Group 3 | Financing & Capital Markets
Capital markets are undergoing structural repricing as traditional lenders retrench and private credit expands. Risk is being redistributed across the capital stack, reshaping liquidity conditions and refinancing dynamics.

— Is systemic risk today driven more by excess leverage or insufficient refinancing liquidity?
— Will banks regain lending share or is private credit structurally dominant?
— Are extension/forbearance strategies or forced recapitalisation approaches more appropriate today?
— Where is more opportunity emerging: senior lending or structured/mezzanine positions?

Group 4 | Development & Operating Platforms
Development economics have been structurally altered by higher construction costs, tighter financing conditions, and uneven demand signals. Competitive advantage is shifting toward execution, operational intensity, and adaptive reuse.

— Are you pausing development activity or continuing selectively despite constraints?
— Is your business shifting toward repositioning/operating assets rather than ground-up development?
— Are you focused on core demand sectors or emerging/alternative asset classes?
— Do you see advantage in integrated platforms or specialist/partner-driven models?

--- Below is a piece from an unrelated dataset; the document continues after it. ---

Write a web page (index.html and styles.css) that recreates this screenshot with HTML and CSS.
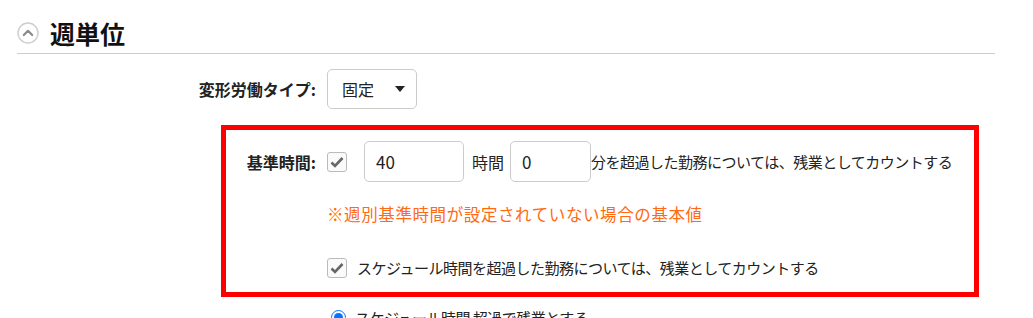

02. Investment Allocations and the Evolving Capital Stack

Mixed Session

Institutional investors and managers are reassessing portfolio allocations as capital markets evolve and financing structures become more complex. This discussion explores how equity, credit, and hybrid strategies are being used in practice – and how they are reshaping portfolio construction, risk exposure, and return expectations.

— How are you actually shifting capital today across equity, credit, and hybrid strategies – and why?
— Where does private real estate credit offer a structural advantage vs equity, and where does it not?
— Are hybrid structures a temporary response to market conditions, or a permanent feature of portfolio construction?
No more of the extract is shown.